ASB chief economist Nick Tuffley said dairy farmers had reined in production to better reflect current demand, reducing oversupply.
Dairy prices reflected the better balance. Overall prices had lifted more than 50% and whole milk prices more than 70% since August. However, supply and prices still had more work to do.
''For now, New Zealand production is doing the heavy lifting in terms of supporting prices. Other suppliers globally are also likely to lower supply growth, albeit belatedly and modestly, as farm gate prices remain low.''
Global demand growth remained modest and prices were only likely to climb back to average levels over the season, Mr Tuffley said.
The pause and change of pace in price gains was consistent with ASB's milk price forecast of $5/kg of milk solids.
The price of a 17.5kg lamb rose back above the $6/kg benchmark and was headed higher, with little fanfare.
Prices in New Zealand dollar terms had lifted despite the strong dollar. While the lamb price index had lifted about 5% in New Zealand dollar terms, it was more than 12% higher in Great Britain pound terms, Mr Tuffley said.
''This strength bodes well heading into the important Christmas shipment period. We expect lamb and mutton prices to firm over this period, mainly on the back of low New Zealand lamb and mutton production.''
The threat of El Nino loomed large for the sheep sector and another dry summer was likely to hurt the sector's sales, as it did last summer, he said.
Beef prices continued to perform well compared with other rural commodity prices.
Prices were now 28% above the five year average.

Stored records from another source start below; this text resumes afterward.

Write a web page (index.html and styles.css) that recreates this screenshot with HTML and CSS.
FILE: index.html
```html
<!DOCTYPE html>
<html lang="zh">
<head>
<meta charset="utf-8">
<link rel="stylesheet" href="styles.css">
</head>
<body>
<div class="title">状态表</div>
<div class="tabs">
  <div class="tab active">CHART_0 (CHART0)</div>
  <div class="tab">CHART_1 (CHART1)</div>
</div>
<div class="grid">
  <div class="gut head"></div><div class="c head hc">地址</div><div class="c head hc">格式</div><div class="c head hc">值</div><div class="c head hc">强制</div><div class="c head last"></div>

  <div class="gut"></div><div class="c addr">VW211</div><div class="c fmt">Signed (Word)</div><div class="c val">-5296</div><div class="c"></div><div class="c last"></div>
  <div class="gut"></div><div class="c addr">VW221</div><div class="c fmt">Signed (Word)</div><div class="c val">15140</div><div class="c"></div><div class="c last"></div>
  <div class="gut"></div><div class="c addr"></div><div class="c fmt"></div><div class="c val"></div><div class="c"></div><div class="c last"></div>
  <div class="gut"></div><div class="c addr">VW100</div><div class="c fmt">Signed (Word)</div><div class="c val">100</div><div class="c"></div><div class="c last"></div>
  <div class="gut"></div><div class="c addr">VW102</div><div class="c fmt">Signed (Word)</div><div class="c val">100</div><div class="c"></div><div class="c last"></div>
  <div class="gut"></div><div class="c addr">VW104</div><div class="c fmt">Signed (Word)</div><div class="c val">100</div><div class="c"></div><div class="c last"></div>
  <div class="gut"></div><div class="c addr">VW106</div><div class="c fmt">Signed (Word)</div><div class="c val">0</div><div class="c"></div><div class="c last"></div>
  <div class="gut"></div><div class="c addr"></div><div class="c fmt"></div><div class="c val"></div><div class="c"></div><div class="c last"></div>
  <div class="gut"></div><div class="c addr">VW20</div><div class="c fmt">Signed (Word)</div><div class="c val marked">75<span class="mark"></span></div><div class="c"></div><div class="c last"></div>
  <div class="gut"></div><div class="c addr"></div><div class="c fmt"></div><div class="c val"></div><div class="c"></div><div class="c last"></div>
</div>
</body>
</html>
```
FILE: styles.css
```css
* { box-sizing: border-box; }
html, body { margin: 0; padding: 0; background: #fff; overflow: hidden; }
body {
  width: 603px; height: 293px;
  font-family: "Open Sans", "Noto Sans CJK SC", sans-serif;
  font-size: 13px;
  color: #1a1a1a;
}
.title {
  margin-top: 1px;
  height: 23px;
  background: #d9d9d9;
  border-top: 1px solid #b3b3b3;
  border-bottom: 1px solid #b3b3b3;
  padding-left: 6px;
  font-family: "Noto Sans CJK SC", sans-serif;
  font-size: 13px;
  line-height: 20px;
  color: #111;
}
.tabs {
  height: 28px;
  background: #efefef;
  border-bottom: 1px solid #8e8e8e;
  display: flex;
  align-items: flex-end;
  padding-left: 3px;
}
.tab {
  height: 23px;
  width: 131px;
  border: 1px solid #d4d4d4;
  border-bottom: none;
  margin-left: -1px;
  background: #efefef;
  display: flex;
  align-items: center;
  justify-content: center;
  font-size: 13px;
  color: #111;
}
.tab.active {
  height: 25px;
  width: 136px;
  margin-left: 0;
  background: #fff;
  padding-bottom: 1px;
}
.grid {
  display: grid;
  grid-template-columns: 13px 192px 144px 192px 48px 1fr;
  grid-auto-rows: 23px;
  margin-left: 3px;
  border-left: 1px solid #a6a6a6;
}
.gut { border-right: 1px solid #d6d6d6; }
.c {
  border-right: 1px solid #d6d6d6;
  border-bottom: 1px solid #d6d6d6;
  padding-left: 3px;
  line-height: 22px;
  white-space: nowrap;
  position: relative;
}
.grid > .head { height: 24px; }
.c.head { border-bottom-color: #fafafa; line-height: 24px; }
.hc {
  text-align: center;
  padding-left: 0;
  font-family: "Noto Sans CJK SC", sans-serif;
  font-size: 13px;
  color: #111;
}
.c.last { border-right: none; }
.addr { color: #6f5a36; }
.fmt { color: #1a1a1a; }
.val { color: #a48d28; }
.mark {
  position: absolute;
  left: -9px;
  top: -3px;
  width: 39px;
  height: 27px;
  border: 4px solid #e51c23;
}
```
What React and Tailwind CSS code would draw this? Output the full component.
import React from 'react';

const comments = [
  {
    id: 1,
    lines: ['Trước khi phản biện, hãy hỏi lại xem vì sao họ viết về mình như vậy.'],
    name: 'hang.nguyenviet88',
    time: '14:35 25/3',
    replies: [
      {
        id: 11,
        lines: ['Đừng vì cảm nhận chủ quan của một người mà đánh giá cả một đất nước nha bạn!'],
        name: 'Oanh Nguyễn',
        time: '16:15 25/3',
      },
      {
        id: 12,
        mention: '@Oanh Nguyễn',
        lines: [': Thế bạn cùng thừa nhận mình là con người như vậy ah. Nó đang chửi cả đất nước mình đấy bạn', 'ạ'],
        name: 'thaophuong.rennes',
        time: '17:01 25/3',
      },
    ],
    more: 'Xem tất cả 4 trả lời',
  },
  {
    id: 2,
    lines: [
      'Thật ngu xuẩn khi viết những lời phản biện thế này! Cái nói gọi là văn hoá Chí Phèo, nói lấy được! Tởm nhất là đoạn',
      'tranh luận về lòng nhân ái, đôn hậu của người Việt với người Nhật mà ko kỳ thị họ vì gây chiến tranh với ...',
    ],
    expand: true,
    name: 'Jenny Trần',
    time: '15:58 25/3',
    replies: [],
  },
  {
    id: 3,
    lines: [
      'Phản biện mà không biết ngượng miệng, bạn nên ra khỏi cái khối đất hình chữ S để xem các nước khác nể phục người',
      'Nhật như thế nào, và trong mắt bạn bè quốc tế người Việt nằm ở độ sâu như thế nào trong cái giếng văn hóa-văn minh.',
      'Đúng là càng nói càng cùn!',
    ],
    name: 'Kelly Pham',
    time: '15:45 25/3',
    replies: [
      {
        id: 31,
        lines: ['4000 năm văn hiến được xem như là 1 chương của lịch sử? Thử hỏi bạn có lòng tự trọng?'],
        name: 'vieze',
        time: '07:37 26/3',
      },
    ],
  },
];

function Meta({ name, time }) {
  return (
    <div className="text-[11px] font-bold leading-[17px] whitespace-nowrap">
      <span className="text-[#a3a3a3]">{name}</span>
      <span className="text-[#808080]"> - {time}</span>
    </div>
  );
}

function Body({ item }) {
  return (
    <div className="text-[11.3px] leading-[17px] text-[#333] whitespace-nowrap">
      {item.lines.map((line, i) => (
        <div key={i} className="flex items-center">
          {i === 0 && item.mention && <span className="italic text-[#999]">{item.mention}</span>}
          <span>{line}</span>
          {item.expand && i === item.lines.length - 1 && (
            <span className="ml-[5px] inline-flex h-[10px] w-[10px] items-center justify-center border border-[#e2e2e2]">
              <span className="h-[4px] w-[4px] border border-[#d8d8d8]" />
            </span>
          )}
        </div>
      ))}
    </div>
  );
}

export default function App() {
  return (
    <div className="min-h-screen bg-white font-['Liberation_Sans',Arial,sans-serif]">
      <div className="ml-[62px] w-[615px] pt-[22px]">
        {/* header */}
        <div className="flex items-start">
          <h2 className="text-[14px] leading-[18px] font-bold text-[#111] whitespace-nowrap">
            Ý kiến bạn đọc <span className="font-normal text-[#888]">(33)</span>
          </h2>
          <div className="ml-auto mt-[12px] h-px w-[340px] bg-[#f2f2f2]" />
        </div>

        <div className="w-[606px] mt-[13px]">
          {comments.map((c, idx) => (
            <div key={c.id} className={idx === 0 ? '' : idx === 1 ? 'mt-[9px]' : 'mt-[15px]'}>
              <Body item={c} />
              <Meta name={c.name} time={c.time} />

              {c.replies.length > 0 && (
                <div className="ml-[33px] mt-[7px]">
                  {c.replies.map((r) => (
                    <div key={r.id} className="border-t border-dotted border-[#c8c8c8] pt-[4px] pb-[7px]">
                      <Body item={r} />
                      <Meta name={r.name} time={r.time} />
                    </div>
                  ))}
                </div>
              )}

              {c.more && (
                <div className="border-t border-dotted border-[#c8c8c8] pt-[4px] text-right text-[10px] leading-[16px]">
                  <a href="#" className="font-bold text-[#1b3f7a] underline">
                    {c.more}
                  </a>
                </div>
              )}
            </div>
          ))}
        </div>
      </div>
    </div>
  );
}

From here, prices were expected to drift lower over the remainder of the year. New Zealand was fast filling its 2015 United States quotas.
Filling the quota meant average export prices were likely to come under pressure as meat companies were forced to divert beef to other lower paying markets.
ASB expected a high dairy cow cull once dairy farmers got past peak milk production and the extra slaughter was likely to lean on prices further, Mr Tuffley said.
Heading into next year, the risks were more balanced as the US quota was reset but that might be offset by the threat posed by El Nino. If a drought emerged and led to increased slaughter, prices might come under pressure.
Rural land prices were expected to stabilise in coming months following a weakening from high levels set earlier in the year, he said.
Dairy auction prices had lifted strongly since August, pushing the Fonterra forecast milk price up to $4.60/kg of milk solids. Those developments had lifted rural sector confidence.
At the same time, low interest rates and healthy incomes in non dairy sectors underpinned prices.
The ASB expected interest rates to remain low over the remainder of this year and into 2016, if not head lower, Mr Tuffley said.
The dollar had been the surprise package recently, lifting more than US4c. Pundits had expected that the dollar would fall towards US58c heading into 2016.
''Eventually, given we retain our call for a Reserve Bank rate cut and a US Federal Reserve rate hike, we expect the dollar to come under pressure.
''But also, as we don't expect either move until December at the earliest, the dollar is likely to maintain much of its recent strength over the next month or so.''
At a glance
• Dairy markets have moved back towards normal with overall prices spiking more than 50% since August.
• Lamb has been the quiet achiever with prices moving back above $6/kg.
• Beef prices continue to perform well compared with other rural commodity prices.
• Rural land prices have weakened from high levels earlier in the year.
• Short term interest rates are expected to fall, but most likely not just yet.
• The New Zealand dollar has been the surprise package.